季節の変わり目

 ふいに耳が軽い。
 軽いのは口ではなく、腰でもなく、ましてや頭が軽いというのではない(きっぱりとは否定できない気もするのだが)。耳、である。
 家の外を一人で歩いているとき、というのは大抵何かを聴いている。カバンに常にウォークマンを携帯しているのだ。もっともM社製なので、正しくは「携帯用ヘッドフォンステレオ・ラジオチューナー付き」であるが。購入時に付属していた耳に突っ込む形のヘッドフォンを家の床で踏みつぶしてしまい、ヨーヨーのような形状をした耳に引っかけるタイプを常用している。そこから流れてくるのはAMラジオの番組の録音かFM放送かなので音の善し悪しを論じるほどではないが、すっぽりと耳にかぶさる安定感がよい。
 しかしこのPブランドの携帯用ヘッドフォンステレオ、一年半ほど前に買ったのだが、相性がよくないのか保証期間中に二度も修理に出している。内容はと言うと、リモコンの表示部分がでたらめになって、その上にボタン操作が無効になってしまうという不具合と、バッテリーは十分でも唐突に電源が切れるという致命的な症状だった。無料で部品交換をしてもらい、まあ今のところは両者とも回復している。
 だが、今度はまた新たな障害が発生。ラジオは問題なく聞こえるのだが、テープを再生したらある日うんともすんとも言わなくなった。3本ほど試してみたが無音。コンポで再生したらごく普通に音が出てくるのに。
 保証期間が終わっているので実費はかかるが仕方なく再入院である。
 そんなわけで、耳に何もない。髪の毛をばっさり切ったら軽くなったという感覚と同じようなもので、毎日ヘッドフォンをしていても何も気にならなかったが、外してみるとそう言えば身軽だなと感じている。歩いたり自転車をこいだりしている間がなんだか手持ちぶさたで退屈ではあるが、2週間程度のことなのだと割り切って諦める。
 しかし変化はそれだけではない。
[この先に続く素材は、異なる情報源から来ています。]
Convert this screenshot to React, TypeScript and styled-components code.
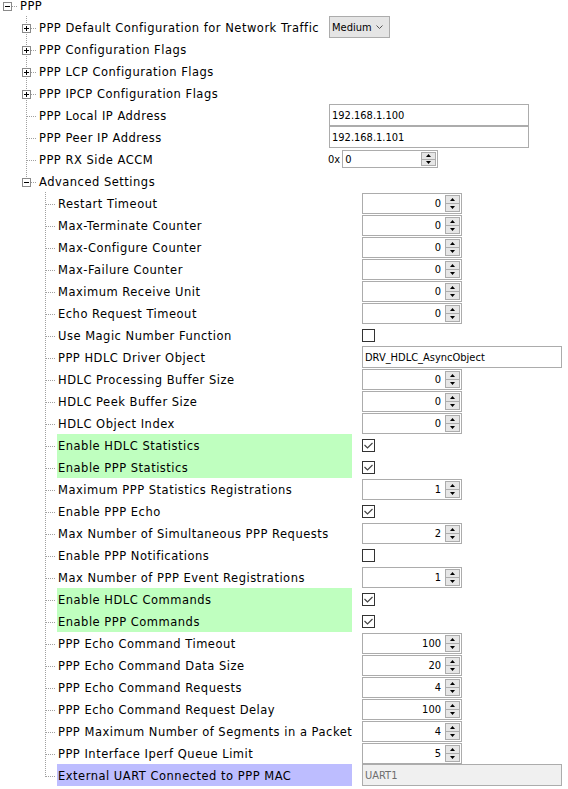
import React from "react";
import styled, { createGlobalStyle } from "styled-components";

const GlobalStyle = createGlobalStyle`
  html, body {
    margin: 0;
    padding: 0;
    background: #fff;
  }
  body {
    font-family: "DejaVu Sans", Verdana, sans-serif;
    color: #000;
    overflow: hidden;
  }
`;

const INDENT = 19;
const ROW_H = 22;
const VALUE_X: Record<number, number> = { 0: 329, 1: 329, 2: 362 };

type Control =
  | { kind: "select"; value: string }
  | { kind: "text"; value: string; disabled?: boolean }
  | { kind: "spin"; value: string }
  | { kind: "hex"; value: string }
  | { kind: "check"; checked: boolean };

type TreeNode = {
  label: string;
  control?: Control;
  highlight?: "green" | "blue";
  children?: TreeNode[];
  collapsed?: boolean;
};

type FlatRow = {
  node: TreeNode;
  level: number;
  last: boolean;
  guides: boolean[];
};

const spin = (value: string): Control => ({ kind: "spin", value });
const check = (checked: boolean): Control => ({ kind: "check", checked });

const tree: TreeNode = {
  label: "PPP",
  children: [
    { label: "PPP Default Configuration for Network Traffic", collapsed: true, control: { kind: "select", value: "Medium" } },
    { label: "PPP Configuration Flags", collapsed: true },
    { label: "PPP LCP Configuration Flags", collapsed: true },
    { label: "PPP IPCP Configuration Flags", collapsed: true },
    { label: "PPP Local IP Address", control: { kind: "text", value: "192.168.1.100" } },
    { label: "PPP Peer IP Address", control: { kind: "text", value: "192.168.1.101" } },
    { label: "PPP RX Side ACCM", control: { kind: "hex", value: "0" } },
    {
      label: "Advanced Settings",
      children: [
        { label: "Restart Timeout", control: spin("0") },
        { label: "Max-Terminate Counter", control: spin("0") },
        { label: "Max-Configure Counter", control: spin("0") },
        { label: "Max-Failure Counter", control: spin("0") },
        { label: "Maximum Receive Unit", control: spin("0") },
        { label: "Echo Request Timeout", control: spin("0") },
        { label: "Use Magic Number Function", control: check(false) },
        { label: "PPP HDLC Driver Object", control: { kind: "text", value: "DRV_HDLC_AsyncObject" } },
        { label: "HDLC Processing Buffer Size", control: spin("0") },
        { label: "HDLC Peek Buffer Size", control: spin("0") },
        { label: "HDLC Object Index", control: spin("0") },
        { label: "Enable HDLC Statistics", control: check(true), highlight: "green" },
        { label: "Enable PPP Statistics", control: check(true), highlight: "green" },
        { label: "Maximum PPP Statistics Registrations", control: spin("1") },
        { label: "Enable PPP Echo", control: check(true) },
        { label: "Max Number of Simultaneous PPP Requests", control: spin("2") },
        { label: "Enable PPP Notifications", control: check(false) },
        { label: "Max Number of PPP Event Registrations", control: spin("1") },
        { label: "Enable HDLC Commands", control: check(true), highlight: "green" },
        { label: "Enable PPP Commands", control: check(true), highlight: "green" },
        { label: "PPP Echo Command Timeout", control: spin("100") },
        { label: "PPP Echo Command Data Size", control: spin("20") },
        { label: "PPP Echo Command Requests", control: spin("4") },
        { label: "PPP Echo Command Request Delay", control: spin("100") },
        { label: "PPP Maximum Number of Segments in a Packet", control: spin("4") },
        { label: "PPP Interface Iperf Queue Limit", control: spin("5") },
        {
          label: "External UART Connected to PPP MAC",
          control: { kind: "text", value: "UART1", disabled: true },
          highlight: "blue",
        },
      ],
    },
  ],
};

const flatten = (node: TreeNode, level = 0, last = true, guides: boolean[] = []): FlatRow[] => {
  const rows: FlatRow[] = [{ node, level, last, guides }];
  const kids = node.children ?? [];
  // the root has no sibling line of its own, so it adds no guide
  const childGuides = level === 0 ? guides : [...guides, !last];
  kids.forEach((kid, i) => {
    rows.push(...flatten(kid, level + 1, i === kids.length - 1, childGuides));
  });
  return rows;
};

const HIGHLIGHT = {
  green: "#bfffbf",
  blue: "#bdbdff",
};

const Tree = styled.div`
  margin-top: -6px;
  display: flex;
  flex-direction: column;
`;

const Row = styled.div`
  display: flex;
  height: ${ROW_H}px;
  align-items: stretch;
`;

const Gutter = styled.svg`
  flex: none;
  display: block;
`;

const Label = styled.div<{ $width: number; $bg?: string }>`
  flex: none;
  display: flex;
  align-items: center;
  width: ${(p) => p.$width}px;
  margin-right: 10px;
  padding: 2px 0 0 1px;
  box-sizing: border-box;
  background: ${(p) => p.$bg ?? "transparent"};
  font-size: 11.5px;
  letter-spacing: 0.5px;
  white-space: nowrap;
`;

const ValueCell = styled.div`
  display: flex;
  align-items: center;
  gap: 2px;
`;

const controlFont = `
  font-family: "DejaVu Sans Condensed", "DejaVu Sans", sans-serif;
  font-stretch: condensed;
  font-size: 11px;
`;

const TextBox = styled.div<{ $disabled?: boolean }>`
  width: 200px;
  height: 22px;
  box-sizing: border-box;
  border: 1px solid #acacac;
  background: ${(p) => (p.$disabled ? "#f0f0f0" : "#fff")};
  color: ${(p) => (p.$disabled ? "#6d6d6d" : "#000")};
  padding-left: 2px;
  display: flex;
  align-items: center;
  ${controlFont}
`;

const SelectBox = styled.div`
  width: 61px;
  height: 22px;
  box-sizing: border-box;
  border: 1px solid #acacac;
  background: #e5e5e5;
  display: flex;
  align-items: center;
  justify-content: space-between;
  padding: 0 6px 0 2px;
  ${controlFont}
`;

const SpinBox = styled.div<{ $width: number; $height: number }>`
  width: ${(p) => p.$width}px;
  height: ${(p) => p.$height}px;
  box-sizing: border-box;
  border: 1px solid #acacac;
  background: #fff;
  display: flex;
  align-items: stretch;
  margin-top: ${(p) => (p.$height > 20 ? 1 : 0)}px;
  ${controlFont}
`;

const SpinValue = styled.div<{ $align: "left" | "right" }>`
  flex: 1;
  display: flex;
  align-items: center;
  justify-content: ${(p) => (p.$align === "right" ? "flex-end" : "flex-start")};
  padding: 0 4px 0 2px;
`;

const SpinButtons = styled.div`
  width: 15px;
  display: flex;
  flex-direction: column;
  padding: 1px 1px 1px 0;
`;

const SpinButton = styled.div`
  flex: 1;
  background: #e6e6e6;
  border: 1px solid #acacac;
  display: flex;
  align-items: center;
  justify-content: center;
  & + & {
    border-top: none;
  }
`;

const CheckBox = styled.div`
  width: 13px;
  height: 13px;
  box-sizing: border-box;
  border: 1px solid #333;
  background: #fff;
  display: flex;
  align-items: center;
  justify-content: center;
`;

const Prefix = styled.span`
  ${controlFont}
  margin-left: -1px;
`;

const TreeGutter = ({ row }: { row: FlatRow }) => {
  const { level, last, guides, node } = row;
  const width = level * INDENT + INDENT;
  const cx = level * INDENT + 7.5;
  const cy = 12.5;
  const hasBox = !!node.children || node.collapsed;
  const bx = level * INDENT + 3;
  const dots = { stroke: "#a0a0a0", strokeWidth: 1, strokeDasharray: "1 1" };
  return (
    <Gutter width={width} height={ROW_H} shapeRendering="crispEdges">
      {guides.map((on, i) =>
        on ? <line key={i} x1={(i + 1) * INDENT + 7.5} y1={0} x2={(i + 1) * INDENT + 7.5} y2={ROW_H} {...dots} /> : null
      )}
      {level > 0 && <line x1={cx} y1={0} x2={cx} y2={last ? cy : ROW_H} {...dots} />}
      <line x1={cx} y1={cy} x2={width - 1} y2={cy} {...dots} />
      {hasBox && (
        <g>
          <rect x={bx + 0.5} y={8.5} width={8} height={8} fill="#fff" stroke="#8a8a8a" />
          <line x1={bx + 2} y1={cy} x2={bx + 7} y2={cy} stroke="#000" />
          {node.collapsed && <line x1={bx + 4.5} y1={10} x2={bx + 4.5} y2={15} stroke="#000" />}
        </g>
      )}
    </Gutter>
  );
};

const Arrow = ({ up }: { up: boolean }) => (
  <svg width={5} height={3} style={{ display: "block" }}>
    <polygon points={up ? "2.5,0 5,3 0,3" : "0,0 5,0 2.5,3"} fill="#000" />
  </svg>
);

const Spinner = ({ value, width, height, align }: { value: string; width: number; height: number; align: "left" | "right" }) => (
  <SpinBox $width={width} $height={height}>
    <SpinValue $align={align}>{value}</SpinValue>
    <SpinButtons>
      <SpinButton>
        <Arrow up />
      </SpinButton>
      <SpinButton>
        <Arrow up={false} />
      </SpinButton>
    </SpinButtons>
  </SpinBox>
);

const ControlView = ({ control }: { control: Control }) => {
  switch (control.kind) {
    case "select":
      return (
        <SelectBox>
          <span>{control.value}</span>
          <svg width={7} height={4} style={{ display: "block" }}>
            <polyline points="0.5,0.5 3.5,3.5 6.5,0.5" fill="none" stroke="#555" />
          </svg>
        </SelectBox>
      );
    case "text":
      return <TextBox $disabled={control.disabled}>{control.value}</TextBox>;
    case "spin":
      return <Spinner value={control.value} width={100} height={21} align="right" />;
    case "hex":
      return (
        <>
          <Prefix>0x</Prefix>
          <Spinner value={control.value} width={96} height={18} align="left" />
        </>
      );
    case "check":
      return (
        <CheckBox>
          {control.checked && (
            <svg width={9} height={7} style={{ display: "block" }}>
              <polyline points="0.5,3 3.5,6 8.5,1" fill="none" stroke="#444" strokeWidth={1.2} />
            </svg>
          )}
        </CheckBox>
      );
  }
};

const ConfigRow = ({ row }: { row: FlatRow }) => {
  const labelStart = row.level * INDENT + INDENT;
  const labelWidth = VALUE_X[row.level] - 10 - labelStart;
  const { node } = row;
  return (
    <Row>
      <TreeGutter row={row} />
      <Label $width={labelWidth} $bg={node.highlight ? HIGHLIGHT[node.highlight] : undefined}>
        {node.label}
      </Label>
      {node.control && (
        <ValueCell>
          <ControlView control={node.control} />
        </ValueCell>
      )}
    </Row>
  );
};

export default function App() {
  const rows = flatten(tree);
  return (
    <>
      <GlobalStyle />
      <Tree>
        {rows.map((row, i) => (
          <ConfigRow key={i} row={row} />
        ))}
      </Tree>
    </>
  );
}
意図的な音が存在しない代わりに無意識に周囲が耳に入ってくる。それは例えば車のエンジン音であっても、「おや、こんなに?」というくらいに感じられる。ヘッドフォンから大音量を聴いていたわけではないが、意識する・しないというのは大きいもので、これまでは聴きたい対象の外にある音というのは雑音としてかなりの程度無視されていたようだ。
 そして今夜、日が暮れてから歩いているとふいに虫の音が聞こえてきた。そんな季節なんだな、と気温の変化もさることながら改めて知った。そう言えば、大きな満月がビルの谷間に浮かんでいる。